Anyways, after the roughest night of my life, a psychiatric team visited my ward. They asked the same questions I was asked yesterday and I gave the same answers. OCD, depression and borderline personality disorder. A summary of our forty minute conversation.
The psychiatric team, after their evaluation told me I could return back home as soon as I was physically well. Physically I was; mentally I was not, obviously. My brain felt as fragile as an egg. Every single thing going on around me was affecting me much more than usual, and I am usually very prone to mood changes, as I suffer from extreme mood swings, thanks to my personality disorder. After another night of observation, I returned back home. However, the second night was surprisingly worse than the first, as now I was completely aware the decision I had made the previous day. I wanted to kill myself. I was so desperate to escape the sadness that I thought that ending my life was the only solution.

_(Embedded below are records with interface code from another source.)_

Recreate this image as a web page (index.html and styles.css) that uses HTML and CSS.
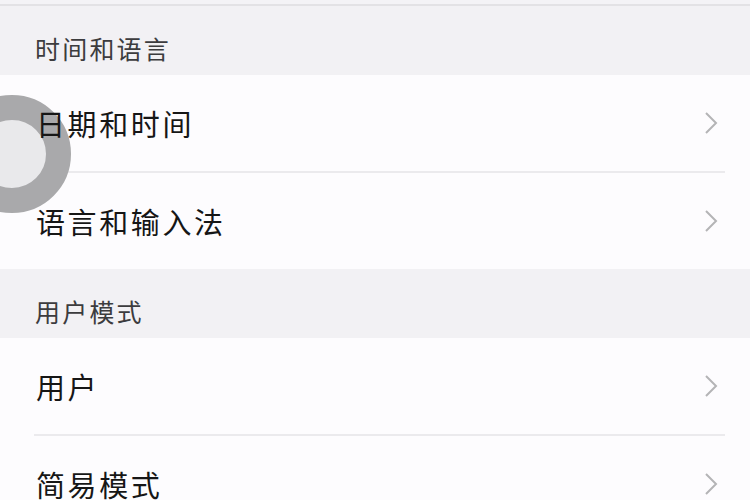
FILE: index.html
```html
<!DOCTYPE html>
<html lang="zh">
<head>
<meta charset="utf-8">
<link rel="stylesheet" href="styles.css">
</head>
<body>
<div class="topbar"></div>
<div class="section-title">时间和语言</div>
<div class="group">
  <div class="row"><span class="label">日期和时间</span><svg class="chev" viewBox="0 0 14 24"><path d="M2 2 L12 12 L2 22" /></svg></div>
  <div class="divider"></div>
  <div class="row"><span class="label">语言和输入法</span><svg class="chev" viewBox="0 0 14 24"><path d="M2 2 L12 12 L2 22" /></svg></div>
</div>
<div class="section-title">用户模式</div>
<div class="group">
  <div class="row"><span class="label">用户</span><svg class="chev" viewBox="0 0 14 24"><path d="M2 2 L12 12 L2 22" /></svg></div>
  <div class="divider"></div>
  <div class="row"><span class="label">简易模式</span><svg class="chev" viewBox="0 0 14 24"><path d="M2 2 L12 12 L2 22" /></svg></div>
</div>
<div class="touch"></div>
</body>
</html>
```
FILE: styles.css
```css
html, body {
  margin: 0;
  padding: 0;
}
body {
  width: 750px;
  height: 500px;
  overflow: hidden;
  position: relative;
  background: #fdfcfe;
  font-family: "Noto Sans CJK SC", "Noto Sans", sans-serif;
}
.topbar {
  height: 4px;
  background: #f4f3f6;
  border-bottom: 2px solid #e3e2e5;
}
.section-title {
  height: 69px;
  box-sizing: border-box;
  background: #f2f1f4;
  display: flex;
  align-items: flex-end;
  padding: 0 0 13px 35px;
  font-size: 25px;
  line-height: 27px;
  letter-spacing: 2.2px;
  color: #3c3c3e;
}
.group {
  background: transparent;
}
.row {
  height: 96px;
  display: flex;
  align-items: center;
  justify-content: space-between;
  padding: 0 32px 0 36px;
}
.label {
  position: relative;
  z-index: 2;
  font-size: 29px;
  letter-spacing: 2.6px;
  color: #161616;
}
.chev {
  width: 14px;
  height: 24px;
  fill: none;
  stroke: #b4b4b6;
  stroke-width: 2;
}
.divider {
  height: 2px;
  background: #ebeaed;
  margin: 0 25px 0 34px;
}
.touch {
  position: absolute;
  z-index: 1;
  left: -47px;
  top: 95px;
  width: 68px;
  height: 68px;
  border-radius: 50%;
  border: 25px solid #a9a9ab;
  background: #e9e9eb;
}
```
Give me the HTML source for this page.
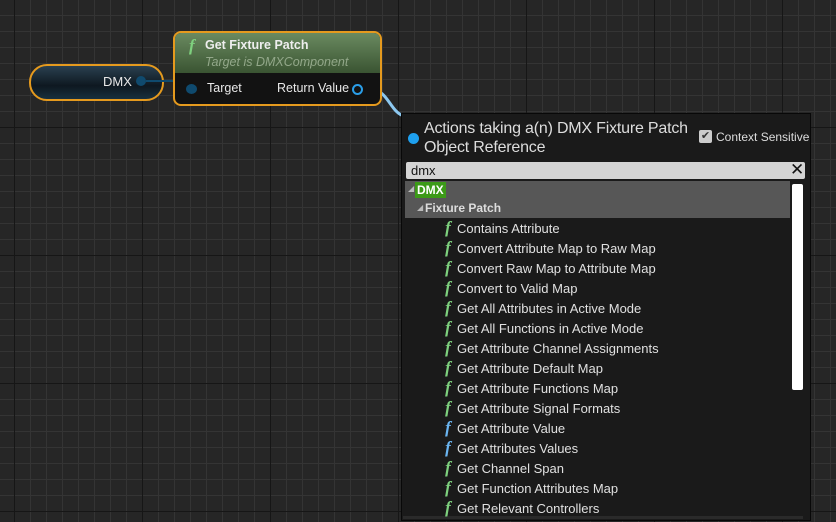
<!DOCTYPE html><html><head><style>
body{margin:0;width:836px;height:522px;overflow:hidden;position:relative;font-family:"Liberation Sans",sans-serif;
background-color:#262626;
background-image:linear-gradient(90deg,#161616 1px,transparent 1px),linear-gradient(0deg,#161616 1px,transparent 1px),linear-gradient(90deg,#343434 1px,transparent 1px),linear-gradient(0deg,#343434 1px,transparent 1px);
background-size:128px 128px,128px 128px,16px 16px,16px 16px;
background-position:14px 0,0 0,14px 0,0 0;}
.abs{position:absolute}
.f{font-family:"Liberation Serif",serif;font-style:italic;font-weight:bold;color:#7ed07e;font-size:17px}
.row{position:absolute;left:440px;height:20px;line-height:20px;font-size:13px;color:#e0e0e0;white-space:nowrap}
.row .f{display:inline-block;width:16px;text-align:center;margin-right:1px}
.b .f{color:#6ab4f0}
</style></head><body>
<div class="abs" style="left:29px;top:64px;width:131px;height:33px;border:2px solid #e59a1e;border-radius:18px;background:linear-gradient(#2a4050,#0e1820 60%,#18303e);"></div>
<div class="abs" style="left:103px;top:74px;color:#e8e8e8;font-size:13px">DMX</div>
<div class="abs" style="left:136px;top:76px;width:10px;height:10px;border-radius:50%;background:#0f4a6e"></div>
<svg class="abs" style="left:0;top:0" width="836" height="522"><path d="M372 90 C388 90,390 112,404 116" stroke="#8cc8f0" stroke-width="3" fill="none"/><path d="M146 81 L173 81" stroke="#0f4a6e" stroke-width="2"/></svg>
<div class="abs" style="left:173px;top:31px;width:205px;height:71px;border:2px solid #e59a1e;border-radius:8px;background:#121212;overflow:hidden">
<div style="height:40px;background:linear-gradient(#6a8a60,#3a5432);"></div></div>
<div class="abs f" style="left:189px;top:36px">f</div>
<div class="abs" style="left:205px;top:38px;color:#eee;font-size:12.5px;font-weight:bold">Get Fixture Patch</div>
<div class="abs" style="left:205px;top:55px;color:#93a88a;font-size:12.5px;font-style:italic">Target is DMXComponent</div>
<div class="abs" style="left:186px;top:84px;width:11px;height:10px;border-radius:50%;background:#0f4a6e"></div>
<div class="abs" style="left:207px;top:81px;color:#e8e8e8;font-size:12.5px">Target</div>
<div class="abs" style="left:277px;top:81px;color:#e8e8e8;font-size:12.5px">Return Value</div>
<div class="abs" style="left:352px;top:84px;width:7px;height:7px;border-radius:50%;border:2px solid #2a9ee8"></div>
<div class="abs" style="left:401px;top:113px;width:408px;height:406px;background:#1a1a1a;border:1px solid #080808"></div>
<div class="abs" style="left:408px;top:133px;width:11px;height:11px;border-radius:50%;background:#1ea0ef"></div>
<div class="abs" style="left:424px;top:119px;color:#ddd;font-size:16px;line-height:19px;letter-spacing:-0.2px">Actions taking a(n) DMX Fixture Patch<br>Object Reference</div>
<div class="abs" style="left:699px;top:130px;width:13px;height:13px;background:#ccc;border-radius:2px;color:#333;font-size:11px;line-height:13px;text-align:center">✔</div>
<div class="abs" style="left:716px;top:130px;width:94px;overflow:hidden;white-space:nowrap;color:#ddd;font-size:12px">Context Sensitive</div>
<div class="abs" style="left:406px;top:162px;width:399px;height:17px;background:#d4d4d4;border-radius:2px"></div>
<div class="abs" style="left:411px;top:163px;color:#111;font-size:13px">dmx</div>
<div class="abs" style="left:790px;top:161px;color:#111;font-size:17px;line-height:17px">✕</div>
<div class="abs" style="left:405px;top:181px;width:385px;height:37px;background:#575757"></div>
<div class="abs" style="left:408px;top:184px;color:#bbb;font-size:8px">◢</div>
<div class="abs" style="left:415px;top:182px;background:#3c9a18;color:#fff;font-size:12px;font-weight:bold;padding:0 2px;line-height:16px">DMX</div>
<div class="abs" style="left:417px;top:203px;color:#bbb;font-size:8px">◢</div>
<div class="abs" style="left:425px;top:201px;color:#ddd;font-size:12px;font-weight:bold">Fixture Patch</div>
<div class="abs" style="left:792px;top:184px;width:11px;height:206px;background:#fff;border-radius:2px"></div>
<div class="abs" style="left:403px;top:516px;width:400px;height:3px;background:#2a2a2a"></div>
<div class="row" style="top:218px"><span class="f">f</span>Contains Attribute</div>
<div class="row" style="top:238px"><span class="f">f</span>Convert Attribute Map to Raw Map</div>
<div class="row" style="top:258px"><span class="f">f</span>Convert Raw Map to Attribute Map</div>
<div class="row" style="top:278px"><span class="f">f</span>Convert to Valid Map</div>
<div class="row" style="top:298px"><span class="f">f</span>Get All Attributes in Active Mode</div>
<div class="row" style="top:318px"><span class="f">f</span>Get All Functions in Active Mode</div>
<div class="row" style="top:338px"><span class="f">f</span>Get Attribute Channel Assignments</div>
<div class="row" style="top:358px"><span class="f">f</span>Get Attribute Default Map</div>
<div class="row" style="top:378px"><span class="f">f</span>Get Attribute Functions Map</div>
<div class="row" style="top:398px"><span class="f">f</span>Get Attribute Signal Formats</div>
<div class="row b" style="top:418px"><span class="f">f</span>Get Attribute Value</div>
<div class="row b" style="top:438px"><span class="f">f</span>Get Attributes Values</div>
<div class="row" style="top:458px"><span class="f">f</span>Get Channel Span</div>
<div class="row" style="top:478px"><span class="f">f</span>Get Function Attributes Map</div>
<div class="row" style="top:498px"><span class="f">f</span>Get Relevant Controllers</div>
</body></html>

On the second day, the day I was meant to return home, I felt completely broken. I looked around the hospital ward and saw elderly people, at their last moments of life, most on life support, and I felt completely worthless. I felt guilty. All of these people that were fighting for their lives whilst I tried to end mine. The guilt was suffocating. However, that is what mental illness does to you. It makes you feel guilty for experiencing a different type of pain. Unfortunately, not many people grasp this idea as there is still a lot of stigma surrounding the topic.
So what did I learn during these three days? Mostly the importance of mental health. It is completely useless to have a fully-functioning body if you suffer from mental illness and you do not seek help. Mental illnesses are as important as physical illnesses are. Some people have a damaged liver and I have an ill brain. Both are organs, both are as valid as each other. As I am still trying to find reasons to stay alive there is one thing I know for sure, and that is that I am not ashamed of who I am.
My mental illnesses do not define me, however they do explain what I go through and what I feel. And I am not ashamed of it. I am not ashamed that I have to take medication in order to have a somewhat normal day. I am not ashamed of what I go through. I am ready to fight the stigma, even if it means being called ‘crazy’ or ‘weird’. There are many people out there who struggle on their own. This should not be the case. There is no shame in asking for help, and once you do, things will not necessarily get better, however things will definitely get easier to handle. Together we have to fight the stigma.